**GOAL:** Identify and copy all lines of the material where the string "screenshot" is found.

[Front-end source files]
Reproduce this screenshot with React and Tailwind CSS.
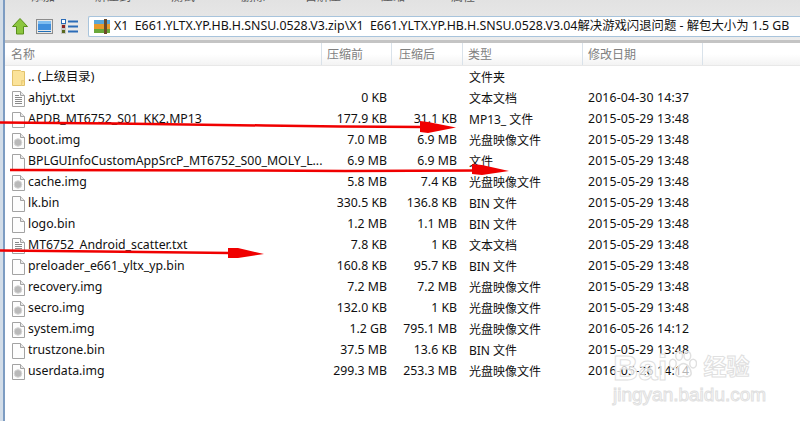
import React from "react";

const font = { fontFamily: '"Noto Sans", "Noto Sans CJK SC", sans-serif' };

const rows = [
  { name: ".. (上级目录)", icon: "folder", type: "文件夹" },
  { name: "ahjyt.txt", icon: "txt", before: "0 KB", after: "", type: "文本文档", date: "2016-04-30 14:37" },
  { name: "APDB_MT6752_S01_KK2.MP13", icon: "file", before: "177.9 KB", after: "31.1 KB", type: "MP13_ 文件", date: "2015-05-29 13:48" },
  { name: "boot.img", icon: "img", before: "7.0 MB", after: "6.9 MB", type: "光盘映像文件", date: "2015-05-29 13:48" },
  { name: "BPLGUInfoCustomAppSrcP_MT6752_S00_MOLY_L...", icon: "file", before: "6.9 MB", after: "6.9 MB", type: "文件", date: "2015-05-29 13:48" },
  { name: "cache.img", icon: "img", before: "5.8 MB", after: "7.4 KB", type: "光盘映像文件", date: "2015-05-29 13:48" },
  { name: "lk.bin", icon: "file", before: "330.5 KB", after: "136.8 KB", type: "BIN 文件", date: "2015-05-29 13:48" },
  { name: "logo.bin", icon: "file", before: "1.2 MB", after: "1.1 MB", type: "BIN 文件", date: "2015-05-29 13:48" },
  { name: "MT6752_Android_scatter.txt", icon: "txt", before: "7.8 KB", after: "1 KB", type: "文本文档", date: "2015-05-29 13:48" },
  { name: "preloader_e661_yltx_yp.bin", icon: "file", before: "160.8 KB", after: "95.7 KB", type: "BIN 文件", date: "2015-05-29 13:48" },
  { name: "recovery.img", icon: "img", before: "7.2 MB", after: "7.2 MB", type: "光盘映像文件", date: "2015-05-29 13:48" },
  { name: "secro.img", icon: "img", before: "132.0 KB", after: "1 KB", type: "光盘映像文件", date: "2015-05-29 13:48" },
  { name: "system.img", icon: "img", before: "1.2 GB", after: "795.1 MB", type: "光盘映像文件", date: "2016-05-26 14:12" },
  { name: "trustzone.bin", icon: "file", before: "37.5 MB", after: "13.6 KB", type: "BIN 文件", date: "2015-05-29 13:48" },
  { name: "userdata.img", icon: "img", before: "299.3 MB", after: "253.3 MB", type: "光盘映像文件", date: "2016-05-26 14:14" },
];

const tools = ["添加", "解压到", "测试", "删除", "自解压", "压缩", "属性"];

function FileIcon({ kind }) {
  if (kind === "folder") {
    return (
      <svg width="13" height="16" viewBox="0 0 13 16">
        <path d="M.5.500h8l1 1h3v14H.5z" fill="#fbe39a" stroke="#e2c26b" />
        <path d="M9.500 15.500v-5h3" fill="#f7d87e" stroke="#e8cd80" />
      </svg>
    );
  }
  return (
    <svg width="13" height="16" viewBox="0 0 13 16">
      <path d="M.5.500h8l4 4v11H.5z" fill="#fdfdfd" stroke="#a3a3a3" />
      <path d="M8.500.500v4h4" fill="#e8e8e8" stroke="#a3a3a3" />
      {kind === "txt" && <path d="M3 4.500h4M3 6.500h7M3 8.500h7M3 10.500h7M3 12.500h7" stroke="#8a8a8a" />}
      {kind === "img" && <circle cx="6" cy="9.500" r="3.800" fill="#b9b9b9" stroke="#d8d8d8" />}
    </svg>
  );
}

function Annotations() {
  return (
    <svg className="absolute inset-0 pointer-events-none" width="800" height="421" viewBox="0 0 800 421">
      <g fill="none" stroke="#f00000" strokeWidth="2.500">
        <path d="M0 122.500L115 123.500L265 125.500L340 126.500L425 127" />
        <path d="M10 170L258 170.500L345 171L480 170.500" />
        <path d="M0 250.500L100 251.500L230 253" />
      </g>
      <g fill="#f00000">
        <path d="M420 121L428 122L456 127.500L428 133L420 132z" />
        <path d="M472 164L482 165L509 171L482 175L472 174z" />
        <path d="M228 248L238 248L264 254L238 258L228 258z" />
      </g>
    </svg>
  );
}

function Watermark() {
  return (
    <div className="absolute left-[613px] top-[352px] w-[150px] pointer-events-none text-white/75 [-webkit-text-stroke:1px_#e0e0e0]" style={{ fontFamily: '"Liberation Sans", "Noto Sans CJK SC", sans-serif' }}>
      <div className="flex items-center h-[30px] font-bold">
        <span className="text-[35px] leading-none">Bai</span>
        <svg width="29" height="29" viewBox="0 0 30 30" className="-mt-1 ml-[1px] shrink-0">
          <g fill="#ffffffb0" stroke="#e0e0e0" strokeWidth="1.500">
            <ellipse cx="5" cy="13" rx="3.500" ry="4.500" />
            <ellipse cx="11.500" cy="5" rx="3.500" ry="4.500" />
            <ellipse cx="20" cy="5" rx="3.500" ry="4.500" />
            <ellipse cx="26" cy="13" rx="3.500" ry="4.500" />
            <path d="M16 13c4 0 8 6 8 10 0 4-5 4-8 3-3 1-8 1-8-3 0-4 4-10 8-10z" />
          </g>
        </svg>
        <span className="ml-[6px] text-[23px] leading-none whitespace-nowrap">经验</span>
      </div>
      <div className="mt-[3px] text-[19px] leading-[20px] whitespace-nowrap">jingyan.baidu.com</div>
    </div>
  );
}

export default function App() {
  return (
    <div className="relative flex w-[800px] h-[421px] overflow-hidden bg-white text-[12.300px] text-[#101010]" style={font}>
      {/* window edge */}
      <div className="w-[5px] shrink-0 bg-[#d3dde8] border-r-2 border-[#7d9cc2]" />

      <div className="flex-1 min-w-0">
        {/* toolbar, cut off at the top of the screenshot */}
        <div className="h-[43px] bg-gradient-to-b from-[#e2e2e2] to-[#ececec] border-b-[3px] border-[#c4c4c4] overflow-hidden">
          <div className="h-[15px] flex pl-[3px] overflow-hidden">
            {tools.map((t) => (
              <div key={t} className="w-[70px] shrink-0 text-center text-[#5a5a5a] text-[12px] leading-[16px] -mt-[11px]">
                {t}
              </div>
            ))}
          </div>
          <div className="flex items-center h-[22px] pl-[7px]">
            <svg width="16" height="17" viewBox="0 0 16 17" className="shrink-0">
              <path d="M8 .5L15.500 8.500H11.500V16H4.500V8.500H.5z" fill="#8cc63f" stroke="#5a8f1c" />
            </svg>
            <svg width="17" height="15" viewBox="0 0 17 15" className="ml-[8px] shrink-0">
              <rect x=".5" y=".5" width="16" height="14" fill="#e8e8e8" stroke="#8c8c8c" />
              <rect x="2" y="2" width="13" height="9" fill="#3f8edc" />
              <path d="M2 2h13v3H2z" fill="#7fbdf0" />
              <rect x="2" y="12" width="13" height="1" fill="#1f6fb8" />
            </svg>
            <svg width="17" height="15" viewBox="0 0 17 15" className="ml-[8px] shrink-0">
              <rect x=".5" y=".5" width="4" height="4" fill="#fff" stroke="#2b6cb8" />
              <rect x=".5" y="5.500" width="4" height="4" fill="#8a2020" stroke="#c8c8c8" />
              <rect x=".5" y="10.500" width="4" height="4" fill="#5a6a20" stroke="#c8c8c8" />
              <path d="M7 2.500h10M7 7.500h10M7 12.500h10" stroke="#2b6cb8" strokeWidth="2" />
            </svg>
            <div className="ml-[10px] flex-1 h-[21px] flex items-center bg-white border border-r-0 border-[#a8c4dc] rounded-l-[2px] pl-[5px] overflow-hidden">
              <svg width="16" height="15" viewBox="0 0 16 15" className="shrink-0">
                <rect y="1" width="16" height="4" fill="#5aa6d8" />
                <rect y="5" width="16" height="5" fill="#e89a2c" />
                <rect y="10" width="16" height="4" fill="#6aa83a" />
                <rect x="10" y="0" width="3" height="15" fill="#6b4a2a" />
              </svg>
              <span className="ml-[4px] whitespace-pre text-[12.370px] text-[#111]">
                {"X1  E661.YLTX.YP.HB.H.SNSU.0528.V3.zip\\X1  E661.YLTX.YP.HB.H.SNSU.0528.V3.04解决游戏闪退问题 - 解包大小为 1.5 GB"}
              </span>
            </div>
          </div>
        </div>

        {/* column headers */}
        <div className="flex h-[23px] bg-gradient-to-b from-white from-50% to-[#f3f3f3] border-b border-[#e8e8e8] text-[12px] text-[#808080]">
          <div className="w-[317px] pl-[6px] border-r border-[#d9e2ea] leading-[24px]">名称</div>
          <div className="w-[70px] pl-[5px] border-r border-[#d9e2ea] leading-[24px]">压缩前</div>
          <div className="w-[71px] pl-[7px] border-r border-[#d9e2ea] leading-[24px]">压缩后</div>
          <div className="w-[120px] pl-[5px] border-r border-[#d9e2ea] leading-[24px]">类型</div>
          <div className="w-[120px] pl-[5px] border-r border-[#d9e2ea] leading-[24px]">修改日期</div>
        </div>

        {/* file list */}
        <div className="pt-[1px]">
          {rows.map((r) => (
            <div key={r.name} className="flex h-[21px] items-center">
              <div className="w-[317px] shrink-0 flex items-center pl-[7px]">
                <span className="w-[13px] flex justify-center">
                  <FileIcon kind={r.icon} />
                </span>
                <span className="ml-[3px] whitespace-nowrap">{r.name}</span>
              </div>
              <div className="w-[70px] shrink-0 text-right pr-[5px]">{r.before}</div>
              <div className="w-[71px] shrink-0 text-right pr-[6px] whitespace-nowrap">{r.after}</div>
              <div className="w-[120px] shrink-0 pl-[6px] text-[12px]">{r.type}</div>
              <div className="w-[120px] shrink-0 pl-[5px] whitespace-nowrap tracking-[0.150px]">{r.date}</div>
            </div>
          ))}
        </div>
      </div>

      <Annotations />
      <Watermark />
    </div>
  );
}
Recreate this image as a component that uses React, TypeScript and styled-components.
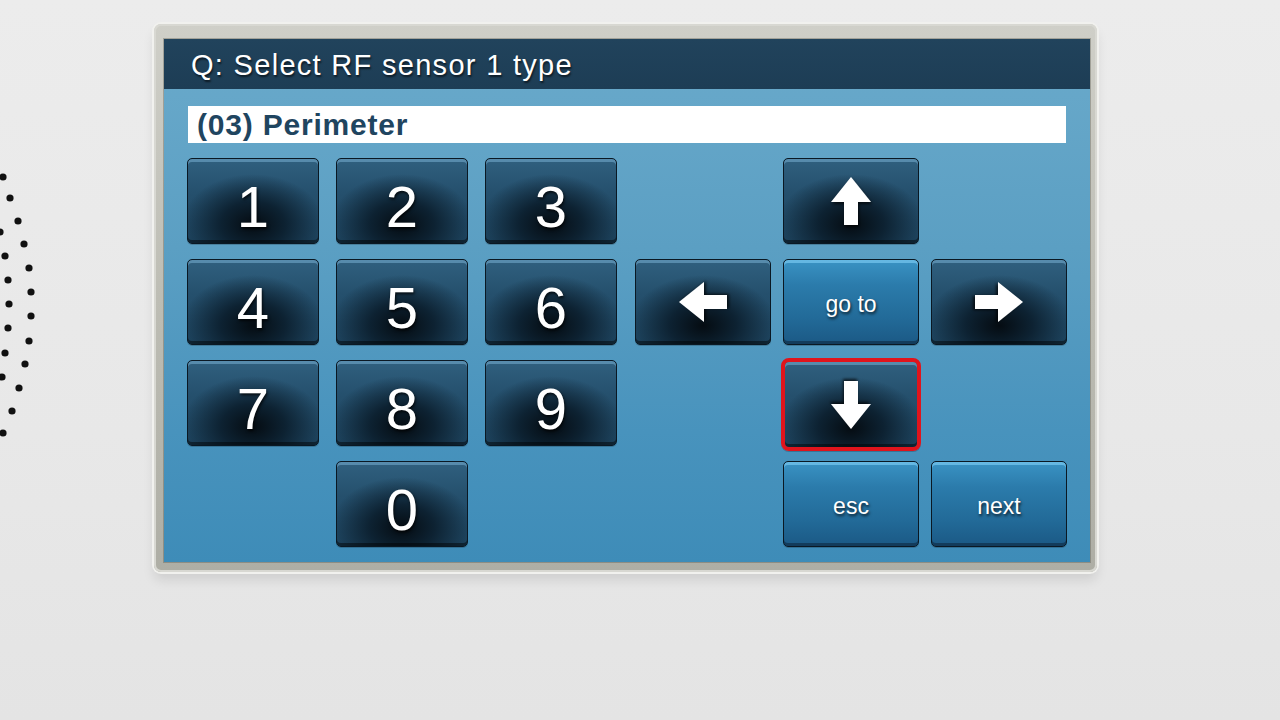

**FULL SOLUTION:**
Reproduce this screenshot with React and Tailwind CSS.
        {/* toolbar, cut off at the top of the screenshot */}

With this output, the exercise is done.